→ What the task asks
Identify the lines that contain the word "React", then copy them.

→ Dataset section
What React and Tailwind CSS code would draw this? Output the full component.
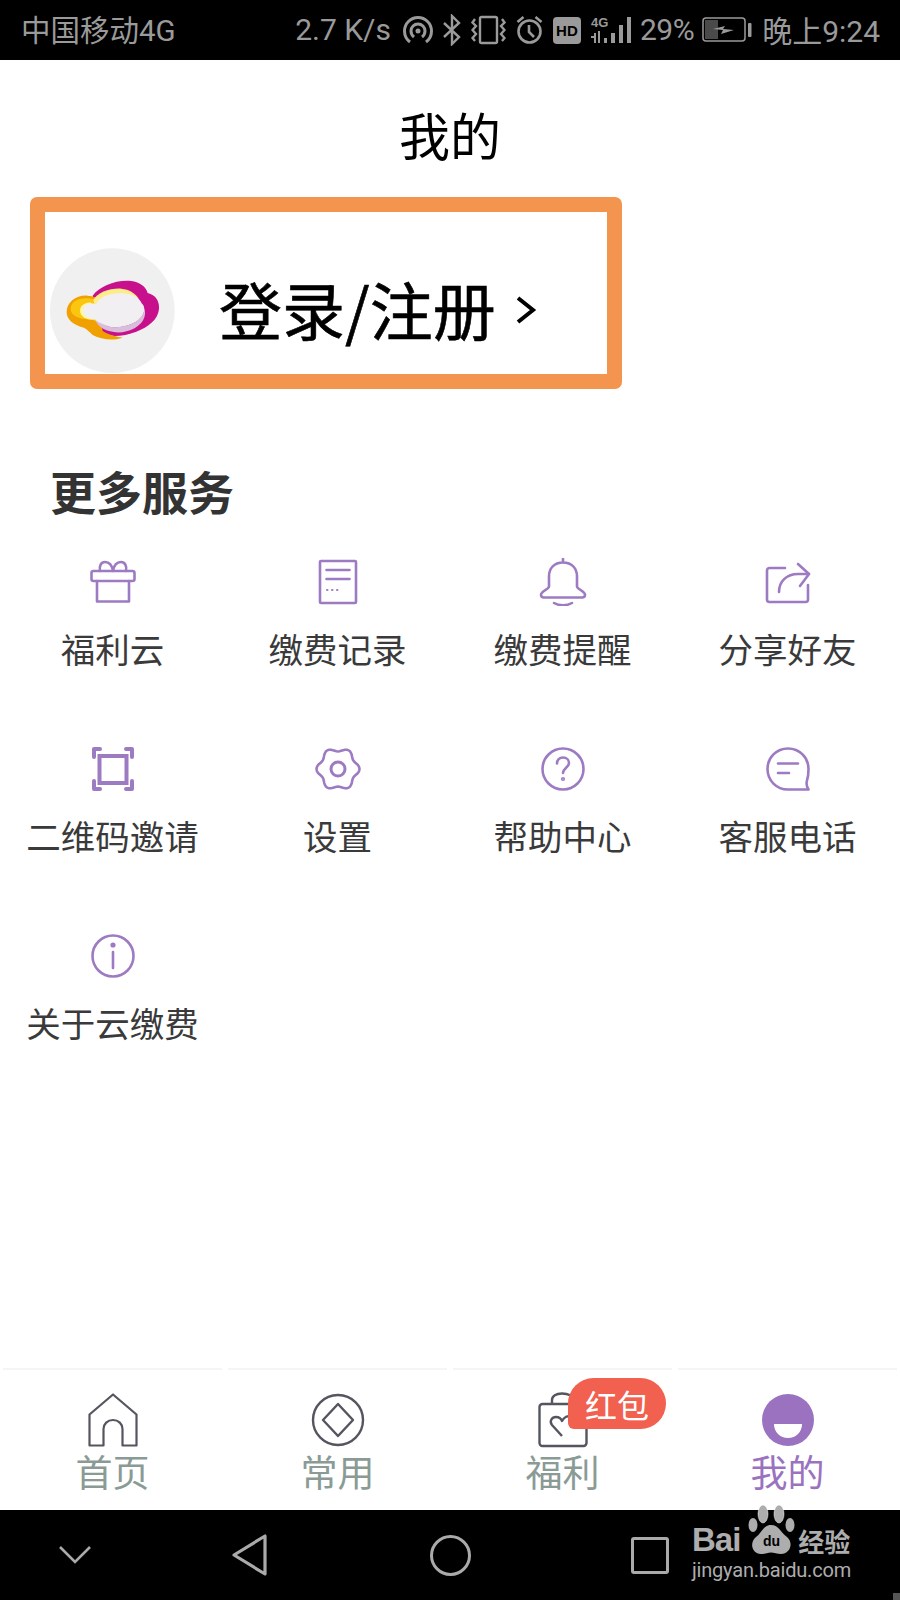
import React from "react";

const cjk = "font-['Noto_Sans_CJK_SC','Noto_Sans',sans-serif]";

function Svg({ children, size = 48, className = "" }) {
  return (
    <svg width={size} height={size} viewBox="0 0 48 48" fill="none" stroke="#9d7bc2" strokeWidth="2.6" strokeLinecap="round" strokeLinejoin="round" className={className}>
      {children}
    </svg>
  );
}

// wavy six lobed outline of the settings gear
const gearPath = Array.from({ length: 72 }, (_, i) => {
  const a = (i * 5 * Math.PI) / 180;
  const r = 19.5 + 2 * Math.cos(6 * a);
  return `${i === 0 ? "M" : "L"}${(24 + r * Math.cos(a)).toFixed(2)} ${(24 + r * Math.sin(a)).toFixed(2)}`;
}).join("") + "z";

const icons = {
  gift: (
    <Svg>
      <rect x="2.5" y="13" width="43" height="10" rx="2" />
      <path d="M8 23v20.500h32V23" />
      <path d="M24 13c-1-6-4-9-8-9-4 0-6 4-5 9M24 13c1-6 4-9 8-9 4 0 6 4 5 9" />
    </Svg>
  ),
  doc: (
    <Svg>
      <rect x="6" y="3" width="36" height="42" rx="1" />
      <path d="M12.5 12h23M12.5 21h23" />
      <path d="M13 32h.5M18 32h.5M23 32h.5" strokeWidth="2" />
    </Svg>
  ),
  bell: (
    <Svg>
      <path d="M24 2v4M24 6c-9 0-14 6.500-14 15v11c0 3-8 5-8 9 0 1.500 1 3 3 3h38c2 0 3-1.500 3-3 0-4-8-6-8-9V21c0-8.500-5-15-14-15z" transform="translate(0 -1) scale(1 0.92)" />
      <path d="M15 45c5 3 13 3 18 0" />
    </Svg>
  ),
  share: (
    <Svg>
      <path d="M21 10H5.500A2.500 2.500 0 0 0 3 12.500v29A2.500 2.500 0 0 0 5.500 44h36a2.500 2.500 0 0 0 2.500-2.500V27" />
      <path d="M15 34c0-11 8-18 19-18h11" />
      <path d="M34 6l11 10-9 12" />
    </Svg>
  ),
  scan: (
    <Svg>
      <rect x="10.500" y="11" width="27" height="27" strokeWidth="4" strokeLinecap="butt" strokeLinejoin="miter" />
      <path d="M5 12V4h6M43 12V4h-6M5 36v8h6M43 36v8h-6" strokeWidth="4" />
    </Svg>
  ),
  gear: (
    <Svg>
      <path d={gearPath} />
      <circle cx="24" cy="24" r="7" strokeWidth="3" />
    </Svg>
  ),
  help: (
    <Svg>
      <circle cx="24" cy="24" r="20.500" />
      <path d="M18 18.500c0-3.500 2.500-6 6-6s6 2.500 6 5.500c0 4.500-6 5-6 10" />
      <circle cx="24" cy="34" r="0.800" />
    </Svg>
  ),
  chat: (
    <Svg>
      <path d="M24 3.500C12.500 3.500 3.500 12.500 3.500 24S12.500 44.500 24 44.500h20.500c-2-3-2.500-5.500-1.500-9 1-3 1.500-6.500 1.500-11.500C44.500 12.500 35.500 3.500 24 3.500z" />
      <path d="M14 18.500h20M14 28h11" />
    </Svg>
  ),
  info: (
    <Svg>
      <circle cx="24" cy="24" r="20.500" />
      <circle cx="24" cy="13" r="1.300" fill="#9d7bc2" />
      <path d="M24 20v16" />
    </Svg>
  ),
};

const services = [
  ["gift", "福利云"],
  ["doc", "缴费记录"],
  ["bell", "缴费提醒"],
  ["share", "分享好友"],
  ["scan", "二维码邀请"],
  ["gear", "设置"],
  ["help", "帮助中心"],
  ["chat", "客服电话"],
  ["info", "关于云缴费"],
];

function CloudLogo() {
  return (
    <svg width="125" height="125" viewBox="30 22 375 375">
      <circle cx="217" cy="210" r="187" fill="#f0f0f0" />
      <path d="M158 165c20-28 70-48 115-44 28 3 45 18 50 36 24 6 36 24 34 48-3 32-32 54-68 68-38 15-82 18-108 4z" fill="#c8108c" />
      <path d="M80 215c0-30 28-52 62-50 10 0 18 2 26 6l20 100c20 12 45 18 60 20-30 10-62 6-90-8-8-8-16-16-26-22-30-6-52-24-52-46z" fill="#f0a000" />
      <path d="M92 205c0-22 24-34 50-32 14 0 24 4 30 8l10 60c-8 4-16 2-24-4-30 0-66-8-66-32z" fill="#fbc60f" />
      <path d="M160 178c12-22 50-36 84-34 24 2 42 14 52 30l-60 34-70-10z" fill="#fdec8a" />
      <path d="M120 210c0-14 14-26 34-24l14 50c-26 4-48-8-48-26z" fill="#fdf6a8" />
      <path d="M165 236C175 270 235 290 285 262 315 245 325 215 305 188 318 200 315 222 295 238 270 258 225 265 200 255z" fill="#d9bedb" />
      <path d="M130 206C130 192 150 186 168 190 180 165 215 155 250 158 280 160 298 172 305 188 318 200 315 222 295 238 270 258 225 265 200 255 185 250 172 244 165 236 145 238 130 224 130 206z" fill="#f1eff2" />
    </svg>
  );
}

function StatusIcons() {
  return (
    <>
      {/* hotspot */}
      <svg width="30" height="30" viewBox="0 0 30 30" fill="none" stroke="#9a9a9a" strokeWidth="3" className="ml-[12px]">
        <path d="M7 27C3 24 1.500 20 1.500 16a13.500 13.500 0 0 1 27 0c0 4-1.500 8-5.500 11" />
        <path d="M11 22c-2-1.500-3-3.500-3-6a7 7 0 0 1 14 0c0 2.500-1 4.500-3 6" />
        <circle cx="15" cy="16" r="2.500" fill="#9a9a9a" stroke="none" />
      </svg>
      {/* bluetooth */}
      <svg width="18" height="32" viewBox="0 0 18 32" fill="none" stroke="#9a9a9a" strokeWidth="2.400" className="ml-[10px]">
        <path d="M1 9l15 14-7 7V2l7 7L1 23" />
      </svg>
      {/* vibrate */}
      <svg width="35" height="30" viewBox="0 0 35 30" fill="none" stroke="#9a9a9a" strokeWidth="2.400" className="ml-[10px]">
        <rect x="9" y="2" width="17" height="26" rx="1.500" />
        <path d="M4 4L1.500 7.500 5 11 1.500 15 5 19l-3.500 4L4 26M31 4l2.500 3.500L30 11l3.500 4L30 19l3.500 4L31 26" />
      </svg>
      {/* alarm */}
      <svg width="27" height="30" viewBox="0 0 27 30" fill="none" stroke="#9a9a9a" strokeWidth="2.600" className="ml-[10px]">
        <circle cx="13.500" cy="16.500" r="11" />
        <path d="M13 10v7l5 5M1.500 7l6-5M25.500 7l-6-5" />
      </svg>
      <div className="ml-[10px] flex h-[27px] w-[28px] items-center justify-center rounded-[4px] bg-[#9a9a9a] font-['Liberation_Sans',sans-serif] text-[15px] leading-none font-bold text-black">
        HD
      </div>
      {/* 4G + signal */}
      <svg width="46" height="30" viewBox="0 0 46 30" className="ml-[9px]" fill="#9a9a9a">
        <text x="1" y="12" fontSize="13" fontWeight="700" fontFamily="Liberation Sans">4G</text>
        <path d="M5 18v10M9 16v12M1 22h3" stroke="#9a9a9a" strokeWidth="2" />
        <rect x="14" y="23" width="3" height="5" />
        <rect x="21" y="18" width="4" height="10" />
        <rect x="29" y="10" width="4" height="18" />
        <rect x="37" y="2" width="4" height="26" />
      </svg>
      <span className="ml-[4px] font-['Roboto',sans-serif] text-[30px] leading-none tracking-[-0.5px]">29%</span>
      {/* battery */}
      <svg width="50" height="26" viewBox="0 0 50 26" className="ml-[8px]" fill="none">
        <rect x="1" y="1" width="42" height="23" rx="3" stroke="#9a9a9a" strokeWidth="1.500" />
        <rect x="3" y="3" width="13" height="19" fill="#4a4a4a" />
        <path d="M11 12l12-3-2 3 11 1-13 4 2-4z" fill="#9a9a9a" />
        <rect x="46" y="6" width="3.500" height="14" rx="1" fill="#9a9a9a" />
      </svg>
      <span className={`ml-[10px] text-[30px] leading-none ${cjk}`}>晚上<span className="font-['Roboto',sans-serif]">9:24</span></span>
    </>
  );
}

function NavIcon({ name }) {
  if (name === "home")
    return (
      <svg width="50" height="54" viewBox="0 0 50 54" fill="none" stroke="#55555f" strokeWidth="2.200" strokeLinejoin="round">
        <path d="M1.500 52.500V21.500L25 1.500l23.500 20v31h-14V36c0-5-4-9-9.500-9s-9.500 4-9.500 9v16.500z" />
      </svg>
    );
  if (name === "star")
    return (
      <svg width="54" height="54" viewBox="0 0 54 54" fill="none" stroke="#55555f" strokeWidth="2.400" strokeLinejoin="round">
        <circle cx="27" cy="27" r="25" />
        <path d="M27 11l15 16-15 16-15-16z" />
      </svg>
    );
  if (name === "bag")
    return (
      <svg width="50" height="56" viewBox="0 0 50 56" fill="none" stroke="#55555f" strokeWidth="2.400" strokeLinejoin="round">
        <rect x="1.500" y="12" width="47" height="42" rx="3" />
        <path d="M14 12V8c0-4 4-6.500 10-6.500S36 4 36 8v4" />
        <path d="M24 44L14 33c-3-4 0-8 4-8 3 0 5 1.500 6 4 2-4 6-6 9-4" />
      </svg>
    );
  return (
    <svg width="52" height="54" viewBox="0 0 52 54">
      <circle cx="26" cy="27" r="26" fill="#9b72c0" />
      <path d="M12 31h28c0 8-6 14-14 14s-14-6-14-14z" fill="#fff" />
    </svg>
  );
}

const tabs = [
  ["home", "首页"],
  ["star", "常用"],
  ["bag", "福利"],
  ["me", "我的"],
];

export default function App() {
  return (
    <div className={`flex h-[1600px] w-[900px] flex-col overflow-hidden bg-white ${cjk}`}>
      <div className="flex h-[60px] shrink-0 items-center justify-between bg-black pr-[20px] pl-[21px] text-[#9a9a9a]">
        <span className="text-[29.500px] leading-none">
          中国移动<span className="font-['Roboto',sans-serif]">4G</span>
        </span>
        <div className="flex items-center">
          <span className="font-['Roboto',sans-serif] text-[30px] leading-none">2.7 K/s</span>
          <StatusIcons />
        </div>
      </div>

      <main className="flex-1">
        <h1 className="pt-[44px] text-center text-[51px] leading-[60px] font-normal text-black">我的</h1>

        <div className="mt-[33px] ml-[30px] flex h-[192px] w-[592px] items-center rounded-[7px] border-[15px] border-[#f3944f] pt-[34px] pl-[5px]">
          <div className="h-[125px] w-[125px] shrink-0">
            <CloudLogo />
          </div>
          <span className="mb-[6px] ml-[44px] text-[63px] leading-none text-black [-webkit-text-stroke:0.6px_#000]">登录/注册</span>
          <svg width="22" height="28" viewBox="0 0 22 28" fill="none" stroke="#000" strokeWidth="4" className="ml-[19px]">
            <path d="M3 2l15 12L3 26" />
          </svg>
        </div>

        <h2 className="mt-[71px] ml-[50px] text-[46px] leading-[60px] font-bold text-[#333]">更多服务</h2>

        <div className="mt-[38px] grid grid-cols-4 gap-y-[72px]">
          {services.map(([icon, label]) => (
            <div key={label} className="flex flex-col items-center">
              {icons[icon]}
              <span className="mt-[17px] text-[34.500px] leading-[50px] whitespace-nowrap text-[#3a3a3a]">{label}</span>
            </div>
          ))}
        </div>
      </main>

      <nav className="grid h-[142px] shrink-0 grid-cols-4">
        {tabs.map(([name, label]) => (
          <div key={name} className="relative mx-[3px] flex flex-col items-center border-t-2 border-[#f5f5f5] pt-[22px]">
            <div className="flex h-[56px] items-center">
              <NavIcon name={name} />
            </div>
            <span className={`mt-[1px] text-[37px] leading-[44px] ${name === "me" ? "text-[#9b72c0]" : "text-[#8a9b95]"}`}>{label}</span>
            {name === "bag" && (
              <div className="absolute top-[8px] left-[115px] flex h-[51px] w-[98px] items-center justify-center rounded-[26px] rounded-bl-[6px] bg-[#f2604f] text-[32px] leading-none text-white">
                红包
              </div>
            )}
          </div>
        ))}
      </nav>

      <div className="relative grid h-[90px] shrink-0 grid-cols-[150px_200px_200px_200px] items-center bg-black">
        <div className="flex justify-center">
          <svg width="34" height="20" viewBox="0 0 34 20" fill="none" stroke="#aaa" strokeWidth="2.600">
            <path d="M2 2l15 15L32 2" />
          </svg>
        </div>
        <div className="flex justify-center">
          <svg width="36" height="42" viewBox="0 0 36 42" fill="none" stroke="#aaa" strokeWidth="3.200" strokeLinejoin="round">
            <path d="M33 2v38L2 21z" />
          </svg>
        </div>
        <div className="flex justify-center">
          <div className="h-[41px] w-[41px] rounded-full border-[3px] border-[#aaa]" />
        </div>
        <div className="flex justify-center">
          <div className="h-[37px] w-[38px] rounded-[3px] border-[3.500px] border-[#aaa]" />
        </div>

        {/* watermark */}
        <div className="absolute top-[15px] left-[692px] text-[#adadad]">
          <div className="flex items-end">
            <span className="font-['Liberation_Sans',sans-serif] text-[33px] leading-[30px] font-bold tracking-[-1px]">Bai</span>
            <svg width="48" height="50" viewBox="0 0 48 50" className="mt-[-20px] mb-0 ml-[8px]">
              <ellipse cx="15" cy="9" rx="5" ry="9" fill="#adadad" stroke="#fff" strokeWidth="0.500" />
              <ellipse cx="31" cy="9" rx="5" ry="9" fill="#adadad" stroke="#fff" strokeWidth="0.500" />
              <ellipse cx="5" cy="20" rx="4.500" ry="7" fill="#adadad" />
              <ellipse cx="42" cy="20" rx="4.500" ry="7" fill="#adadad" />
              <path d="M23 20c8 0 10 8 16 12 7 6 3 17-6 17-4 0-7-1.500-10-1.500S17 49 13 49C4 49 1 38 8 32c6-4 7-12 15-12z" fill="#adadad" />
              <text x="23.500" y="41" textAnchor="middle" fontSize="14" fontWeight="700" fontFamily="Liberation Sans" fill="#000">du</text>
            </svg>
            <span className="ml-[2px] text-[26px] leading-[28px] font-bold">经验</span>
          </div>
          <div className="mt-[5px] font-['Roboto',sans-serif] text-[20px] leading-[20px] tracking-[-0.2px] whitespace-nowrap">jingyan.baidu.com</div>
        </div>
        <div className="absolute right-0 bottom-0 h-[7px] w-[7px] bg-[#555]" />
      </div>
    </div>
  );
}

→ Solution below
What React and Tailwind CSS code would draw this? Output the full component.
import React from "react";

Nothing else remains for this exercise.